OK, so it didn’t say that. But it did say “someone will contact you shortly” or some other insincere bullshit.

Guess what? I don’t want someone to contact me. If I did, I’d have called you, or emailed and asked for a reply. I filled out your online form specifically because I don’t want to talk to anyone, I don’t want to hear how great the gym is, I want no part of the pitch. What I do want is to see something that allows me to walk into the gym tomorrow morning and start my free trial. Period.

And then…it fails again.

It’s been a solid week. I’ve received no emails, no phone calls, no contact of any kind. Now, I realize I said I didn’t want to talk to anyone. But let me put on my consultant hat for a minute and pretend I’m trying to help them get more members. If someone fills out one of your forms, they are essentially communicating that they are interested in giving you their money. Maybe not explicitly, but it’s certainly a distinct possibility, because they sought you out, not the other way around. And if you fail to respond — forget within 24 hours, think the next 3 hours max — you leave that money on the table.

Successful mobile marketing – the kind that gets people to vote with their wallets – starts with taking the time to think about what people want from you. What they expect to happen while engaging with you (and afterward). Take a look at your Analytics or web logs. How many people filled out your form? And how many of them never heard back from you in any way, shape or form? How much potential revenue does that represent that is now lost?
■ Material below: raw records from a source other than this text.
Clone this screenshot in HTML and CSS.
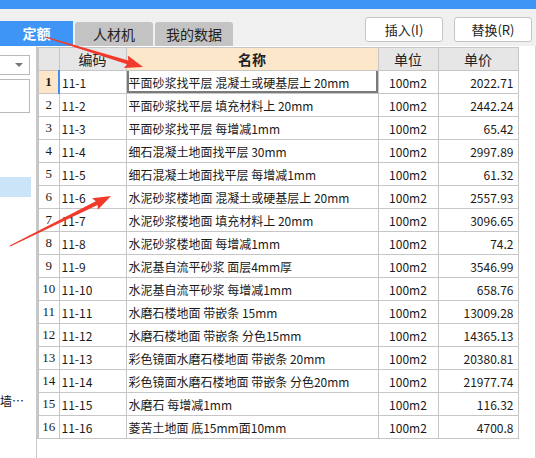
FILE: index.html
```html
<!DOCTYPE html>
<html lang="zh">
  <head>
    <meta charset="utf-8" />
    <title>定额</title>
    <link rel="stylesheet" href="styles.css">
  </head>
  <body>
    <div class="topbar"></div>
    <div class="toolbar">
      <div class="tabs">
        <div class="tab active">定额</div>
        <div class="tab">人材机</div>
        <div class="tab">我的数据</div>
      </div>
      <div class="actions">
        <button class="btn">插入(I)</button>
        <button class="btn">替换(R)</button>
      </div>
    </div>
    <main class="main">
      <aside class="side">
        <div class="combo"><span class="caret"></span></div>
        <div class="search"></div>
        <div class="tree-sel"></div>
        <div class="tree-item">墙…</div>
      </aside>
      <div class="grid-wrap">
        <table class="grid">
          <colgroup>
            <col class="c-no">
            <col class="c-code">
            <col class="c-name">
            <col class="c-unit">
            <col class="c-price">
          </colgroup>
          <thead>
            <tr>
              <th></th>
              <th>编码</th>
              <th class="h-name">名称</th>
              <th>单位</th>
              <th>单价</th>
            </tr>
          </thead>
          <tbody>
            <tr class="current"><td class="no">1</td><td>11-1</td><td class="name cur">平面砂浆找平层 混凝土或硬基层上 20mm</td><td class="unit">100m2</td><td class="price">2022.71</td></tr>
            <tr><td class="no">2</td><td>11-2</td><td class="name">平面砂浆找平层 填充材料上 20mm</td><td class="unit">100m2</td><td class="price">2442.24</td></tr>
            <tr><td class="no">3</td><td>11-3</td><td class="name">平面砂浆找平层 每增减1mm</td><td class="unit">100m2</td><td class="price">65.42</td></tr>
            <tr><td class="no">4</td><td>11-4</td><td class="name">细石混凝土地面找平层 30mm</td><td class="unit">100m2</td><td class="price">2997.89</td></tr>
            <tr><td class="no">5</td><td>11-5</td><td class="name">细石混凝土地面找平层 每增减1mm</td><td class="unit">100m2</td><td class="price">61.32</td></tr>
            <tr><td class="no">6</td><td>11-6</td><td class="name">水泥砂浆楼地面 混凝土或硬基层上 20mm</td><td class="unit">100m2</td><td class="price">2557.93</td></tr>
            <tr><td class="no">7</td><td>11-7</td><td class="name">水泥砂浆楼地面 填充材料上 20mm</td><td class="unit">100m2</td><td class="price">3096.65</td></tr>
            <tr><td class="no">8</td><td>11-8</td><td class="name">水泥砂浆楼地面 每增减1mm</td><td class="unit">100m2</td><td class="price">74.2</td></tr>
            <tr><td class="no">9</td><td>11-9</td><td class="name">水泥基自流平砂浆 面层4mm厚</td><td class="unit">100m2</td><td class="price">3546.99</td></tr>
            <tr><td class="no">10</td><td>11-10</td><td class="name">水泥基自流平砂浆 每增减1mm</td><td class="unit">100m2</td><td class="price">658.76</td></tr>
            <tr><td class="no">11</td><td>11-11</td><td class="name">水磨石楼地面 带嵌条 15mm</td><td class="unit">100m2</td><td class="price">13009.28</td></tr>
            <tr><td class="no">12</td><td>11-12</td><td class="name">水磨石楼地面 带嵌条 分色15mm</td><td class="unit">100m2</td><td class="price">14365.13</td></tr>
            <tr><td class="no">13</td><td>11-13</td><td class="name">彩色镜面水磨石楼地面 带嵌条 20mm</td><td class="unit">100m2</td><td class="price">20380.81</td></tr>
            <tr><td class="no">14</td><td>11-14</td><td class="name">彩色镜面水磨石楼地面 带嵌条 分色20mm</td><td class="unit">100m2</td><td class="price">21977.74</td></tr>
            <tr><td class="no">15</td><td>11-15</td><td class="name">水磨石 每增减1mm</td><td class="unit">100m2</td><td class="price">116.32</td></tr>
            <tr><td class="no">16</td><td>11-16</td><td class="name">菱苦土地面 底15mm面10mm</td><td class="unit">100m2</td><td class="price">4700.8</td></tr>
          </tbody>
        </table>
      </div>
    </main>

    <!-- annotation arrows drawn over the screenshot -->
    <svg class="marks" width="536" height="458" viewBox="0 0 536 458">
      <polygon transform="translate(45 37) rotate(17)" points="0,-0.5 86.5,-2 84.5,-6.5 102.5,0 84.5,6.5 86.5,2 0,0.5" />
      <polygon transform="translate(10 246) rotate(-26.3)" points="0,-0.5 96.7,-2 94.7,-6.5 112.7,0 94.7,6.5 96.7,2 0,0.5" />
    </svg>
  </body>
</html>
```
FILE: styles.css
```css
* {
  box-sizing: border-box;
}

body {
  margin: 0;
  width: 536px;
  height: 458px;
  overflow: hidden;
  position: relative;
  background: #f0f0f0;
  font-family: "Noto Sans CJK SC", "Liberation Sans", sans-serif;
  color: #1a1a1a;
}

.topbar {
  height: 9px;
  background: #3f95f6;
}

.toolbar {
  height: 37px;
  display: flex;
  justify-content: space-between;
}

.tabs {
  display: flex;
  align-items: flex-end;
  gap: 2px;
}

.tab {
  width: 78px;
  height: 24px;
  background: #c3c3c3;
  border-radius: 3px 3px 0 0;
  font-size: 14px;
  line-height: 24px;
  text-align: center;
  color: #222;
}

.tab.active {
  width: 73px;
  height: 25px;
  line-height: 25px;
  border-radius: 0;
  background: #3f95f6;
  color: #fff;
  font-weight: bold;
}

.actions {
  display: flex;
  gap: 11px;
  padding: 8px 4px 0 0;
}

.btn {
  width: 78px;
  height: 25px;
  padding: 0;
  border: 1px solid #c4c4c4;
  border-radius: 3px;
  background: #fff;
  font-family: "Noto Sans CJK SC", sans-serif;
  font-size: 13px;
  color: #222;
}

.main {
  display: flex;
  height: 412px;
}

.side {
  width: 37px;
  background: #fff;
  border-right: 1px solid #c8c8c8;
  position: relative;
  overflow: hidden;
}

.combo {
  position: relative;
  margin: 9px 0 0 -4px;
  width: 34px;
  height: 20px;
  border: 1px solid #b9b9b9;
  background: #fff;
}

.caret {
  position: absolute;
  right: 6px;
  top: 7px;
  border-left: 4px solid transparent;
  border-right: 4px solid transparent;
  border-top: 4px solid #777;
}

.search {
  margin: 4px 0 0 -4px;
  width: 34px;
  height: 34px;
  border: 1px solid #b9b9b9;
}

.tree-sel {
  margin-top: 64px;
  width: 31px;
  height: 20px;
  background: #cce4f7;
}

.tree-item {
  margin-top: 195px;
  font-size: 12px;
  white-space: nowrap;
  color: #111;
}

.grid-wrap {
  flex: 1;
  background: #fff;
  border-right: 1px solid #d4d4d4;
  padding-top: 1px;
}

.grid {
  border-collapse: collapse;
  table-layout: fixed;
  width: 480px;
  font-size: 12px;
  font-family: "Noto Sans CJK SC", "DejaVu Sans", sans-serif;
}

.c-no { width: 21px; }
.c-code { width: 67px; }
.c-name { width: 252px; }
.c-unit { width: 60px; }
.c-price { width: 80px; }

.grid th,
.grid td {
  height: 23px;
  border: 1px solid #c6c6c6;
  padding: 0 2px;
  white-space: nowrap;
  overflow: hidden;
}

.grid th {
  background: #e6e6e6;
  font-weight: normal;
  font-size: 14px;
  text-align: center;
  color: #222;
}

.grid th.h-name {
  background: #fde7cb;
  font-weight: bold;
}

.grid th:first-child,
.grid td:first-child {
  border-left: 2px solid #c6c6c6;
}

.grid td.no {
  text-align: center;
  font-family: "Liberation Serif", serif;
  font-size: 13px;
  padding: 0;
}

.grid .current td.no {
  background: #fde5c8;
  font-weight: bold;
  border-right: 2px solid #3d8ff0;
}

.grid td.cur {
  border-top: 1px solid #3d8ff0;
  box-shadow: inset 2px -2px 0 #7b7b7b, inset -2px 0 0 #7b7b7b;
}

.grid td.unit {
  text-align: center;
}

.grid td.price {
  text-align: right;
  padding-right: 4px;
}

.marks {
  position: absolute;
  left: 0;
  top: 0;
  pointer-events: none;
}

.marks polygon {
  fill: #f23a2c;
}
```
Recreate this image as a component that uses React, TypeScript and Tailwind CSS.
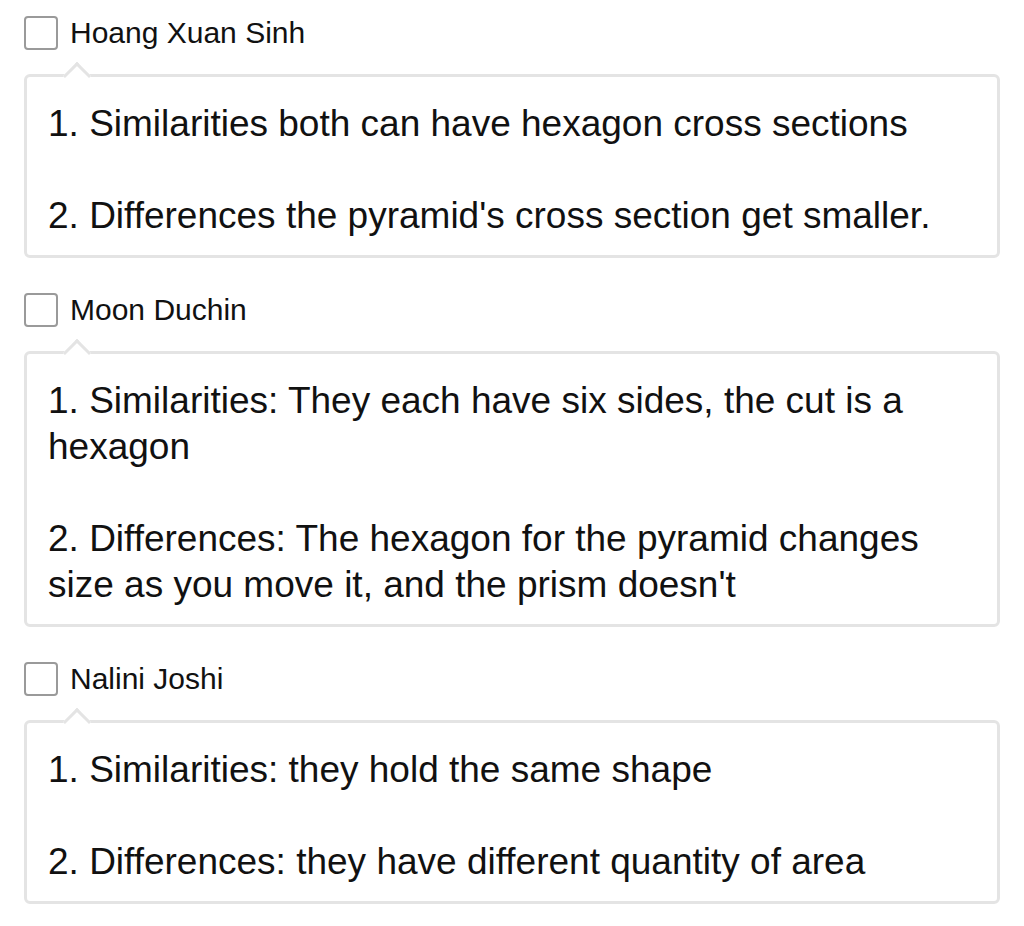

All because someone somewhere was too lazy to reach out to them?

Do it right, or do something else.

And in all honesty, the better approach is to pay your developer for another couple hours and have him/her post a coupon on the resulting page that the person can just print and show up with. Make it easy for people to do business with you. Eliminate the barriers, the hoops. Get them in the door, NOW.

Take off your traditional marketing hat and burn it. The way you’re doing things doesn’t work anymore. For better or worse, the Internet has enabled instant gratification, especially when it comes to mobile marketing. And if you don’t provide it, you’re not only leaving money on the table — you’re leaving a big hole for your competitors to drive their entire fleet of trucks through.